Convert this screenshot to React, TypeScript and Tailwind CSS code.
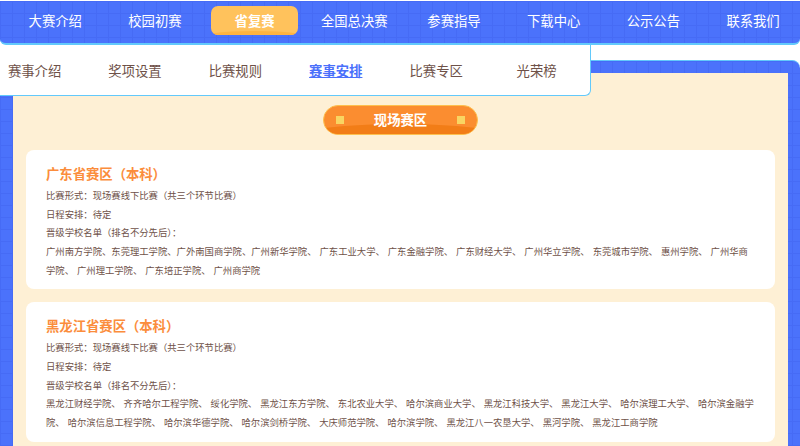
const navItems = ['大赛介绍', '校园初赛', '省复赛', '全国总决赛', '参赛指导', '下载中心', '公示公告', '联系我们']
const subItems = ['赛事介绍', '奖项设置', '比赛规则', '赛事安排', '比赛专区', '光荣榜']

const regions = [
  {
    title: '广东省赛区（本科）',
    schools:
      '广州南方学院、东莞理工学院、广外南国商学院、广州新华学院、 广东工业大学、 广东金融学院、 广东财经大学、 广州华立学院、 东莞城市学院、 惠州学院、 广州华商学院、 广州理工学院、 广东培正学院、 广州商学院',
  },
  {
    title: '黑龙江省赛区（本科）',
    schools:
      '黑龙江财经学院、 齐齐哈尔工程学院、 绥化学院、 黑龙江东方学院、 东北农业大学、 哈尔滨商业大学、 黑龙江科技大学、 黑龙江大学、 哈尔滨理工大学、 哈尔滨金融学院、 哈尔滨信息工程学院、 哈尔滨华德学院、 哈尔滨剑桥学院、 大庆师范学院、 哈尔滨学院、 黑龙江八一农垦大学、 黑河学院、 黑龙江工商学院',
  },
]

const grid =
  'bg-[#4b72fb] bg-[linear-gradient(#466bf5_1px,transparent_1px),linear-gradient(90deg,#466bf5_1px,transparent_1px)] bg-[size:12px_12px]'

function RegionCard({ title, schools }: { title: string; schools: string }) {
  return (
    <div className="rounded-[8px] bg-white px-5 pt-[11px] pb-[10px] text-[9.33px] leading-[18.67px] text-[#6e5148]">
      <h2 className="text-[13.33px] leading-[25px] font-bold text-[#fb8d3c]">{title}</h2>
      <p>比赛形式：现场赛线下比赛（共三个环节比赛）</p>
      <p>日程安排：待定</p>
      <p>晋级学校名单（排名不分先后）：</p>
      <p className="[word-spacing:0.9px]">{schools}</p>
    </div>
  )
}

export default function App() {
  return (
    <div className="h-[446px] w-[800px] overflow-hidden bg-white font-['Noto_Sans_CJK_SC','Noto_Sans',sans-serif]">
      <nav className={`mt-px flex h-[44px] items-center rounded-b-[6px] border-b-2 border-[#62c9fb] pb-[3px] pl-[5.4px] ${grid}`}>
        {navItems.map((item) => (
          <a
            key={item}
            className={`flex h-[29px] shrink-0 items-center justify-center text-[13.33px] text-white ${
              item === '省复赛'
                ? 'relative mx-[6px] w-[87.7px] overflow-hidden rounded-[7px] bg-[#ffc25c] font-bold'
                : 'w-[99.7px]'
            }`}
          >
            {item === '省复赛' && (
              <span className="absolute -inset-x-4 -bottom-[12px] h-[16px] rounded-[50%] bg-[#ffb340]" />
            )}
            <span className="relative">{item}</span>
          </a>
        ))}
      </nav>

      <div className="relative z-10 flex h-[51px] w-[591px] items-center rounded-br-[6px] border-r border-b border-[#62c9fb] bg-white pt-px">
        <div className="-ml-[15.6px] flex">
          {subItems.map((item) => (
            <a
              key={item}
              className={`w-[100.4px] text-center text-[13.33px] ${
                item === '赛事安排' ? 'font-bold text-[#4a70fb] underline' : 'text-[#6e5148]'
              }`}
            >
              {item}
            </a>
          ))}
        </div>
      </div>

      <main className={`-mt-[36px] h-[400px] rounded-tr-[8px] border-t border-[#62c9fb] pt-[12px] ${grid}`}>
        <div className="ml-[13px] h-[400px] w-[775px] bg-[#fef0d5] px-[13px] pt-[32px]">
          <div className="relative mx-auto flex h-[30px] w-[155px] items-center justify-between overflow-hidden rounded-full border border-[#fdc04e] bg-[#fb8d30] px-[12px]">
            <span className="absolute -inset-x-6 -bottom-[14px] h-[24px] rounded-[50%] bg-[#f27d17]" />
            <span className="relative size-[8px] bg-[#f9d562]" />
            <span className="relative text-[13.33px] font-bold text-white">现场赛区</span>
            <span className="relative size-[8px] bg-[#f9d562]" />
          </div>
          <div className="mt-[15px] flex flex-col gap-[13px]">
            {regions.map((region) => (
              <RegionCard key={region.title} {...region} />
            ))}
          </div>
        </div>
      </main>
    </div>
  )
}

What is being asked:
Please transcribe the material above exactly as written. Leave the pictures out.

Answer below:
Convert this screenshot to React, TypeScript and Tailwind CSS code.
const navItems = ['大赛介绍', '校园初赛', '省复赛', '全国总决赛', '参赛指导', '下载中心', '公示公告', '联系我们']
const subItems = ['赛事介绍', '奖项设置', '比赛规则', '赛事安排', '比赛专区', '光荣榜']

const regions = [
  {
    title: '广东省赛区（本科）',
    schools:
      '广州南方学院、东莞理工学院、广外南国商学院、广州新华学院、 广东工业大学、 广东金融学院、 广东财经大学、 广州华立学院、 东莞城市学院、 惠州学院、 广州华商学院、 广州理工学院、 广东培正学院、 广州商学院',
  },
  {
    title: '黑龙江省赛区（本科）',
    schools:
      '黑龙江财经学院、 齐齐哈尔工程学院、 绥化学院、 黑龙江东方学院、 东北农业大学、 哈尔滨商业大学、 黑龙江科技大学、 黑龙江大学、 哈尔滨理工大学、 哈尔滨金融学院、 哈尔滨信息工程学院、 哈尔滨华德学院、 哈尔滨剑桥学院、 大庆师范学院、 哈尔滨学院、 黑龙江八一农垦大学、 黑河学院、 黑龙江工商学院',
  },
]

const grid =
  'bg-[#4b72fb] bg-[linear-gradient(#466bf5_1px,transparent_1px),linear-gradient(90deg,#466bf5_1px,transparent_1px)] bg-[size:12px_12px]'

function RegionCard({ title, schools }: { title: string; schools: string }) {
  return (
    <div className="rounded-[8px] bg-white px-5 pt-[11px] pb-[10px] text-[9.33px] leading-[18.67px] text-[#6e5148]">
      <h2 className="text-[13.33px] leading-[25px] font-bold text-[#fb8d3c]">{title}</h2>
      <p>比赛形式：现场赛线下比赛（共三个环节比赛）</p>
      <p>日程安排：待定</p>
      <p>晋级学校名单（排名不分先后）：</p>
      <p className="[word-spacing:0.9px]">{schools}</p>
    </div>
  )
}

export default function App() {
  return (
    <div className="h-[446px] w-[800px] overflow-hidden bg-white font-['Noto_Sans_CJK_SC','Noto_Sans',sans-serif]">
      <nav className={`mt-px flex h-[44px] items-center rounded-b-[6px] border-b-2 border-[#62c9fb] pb-[3px] pl-[5.4px] ${grid}`}>
        {navItems.map((item) => (
          <a
            key={item}
            className={`flex h-[29px] shrink-0 items-center justify-center text-[13.33px] text-white ${
              item === '省复赛'
                ? 'relative mx-[6px] w-[87.7px] overflow-hidden rounded-[7px] bg-[#ffc25c] font-bold'
                : 'w-[99.7px]'
            }`}
          >
            {item === '省复赛' && (
              <span className="absolute -inset-x-4 -bottom-[12px] h-[16px] rounded-[50%] bg-[#ffb340]" />
            )}
            <span className="relative">{item}</span>
          </a>
        ))}
      </nav>

      <div className="relative z-10 flex h-[51px] w-[591px] items-center rounded-br-[6px] border-r border-b border-[#62c9fb] bg-white pt-px">
        <div className="-ml-[15.6px] flex">
          {subItems.map((item) => (
            <a
              key={item}
              className={`w-[100.4px] text-center text-[13.33px] ${
                item === '赛事安排' ? 'font-bold text-[#4a70fb] underline' : 'text-[#6e5148]'
              }`}
            >
              {item}
            </a>
          ))}
        </div>
      </div>

      <main className={`-mt-[36px] h-[400px] rounded-tr-[8px] border-t border-[#62c9fb] pt-[12px] ${grid}`}>
        <div className="ml-[13px] h-[400px] w-[775px] bg-[#fef0d5] px-[13px] pt-[32px]">
          <div className="relative mx-auto flex h-[30px] w-[155px] items-center justify-between overflow-hidden rounded-full border border-[#fdc04e] bg-[#fb8d30] px-[12px]">
            <span className="absolute -inset-x-6 -bottom-[14px] h-[24px] rounded-[50%] bg-[#f27d17]" />
            <span className="relative size-[8px] bg-[#f9d562]" />
            <span className="relative text-[13.33px] font-bold text-white">现场赛区</span>
            <span className="relative size-[8px] bg-[#f9d562]" />
          </div>
          <div className="mt-[15px] flex flex-col gap-[13px]">
            {regions.map((region) => (
              <RegionCard key={region.title} {...region} />
            ))}
          </div>
        </div>
      </main>
    </div>
  )
}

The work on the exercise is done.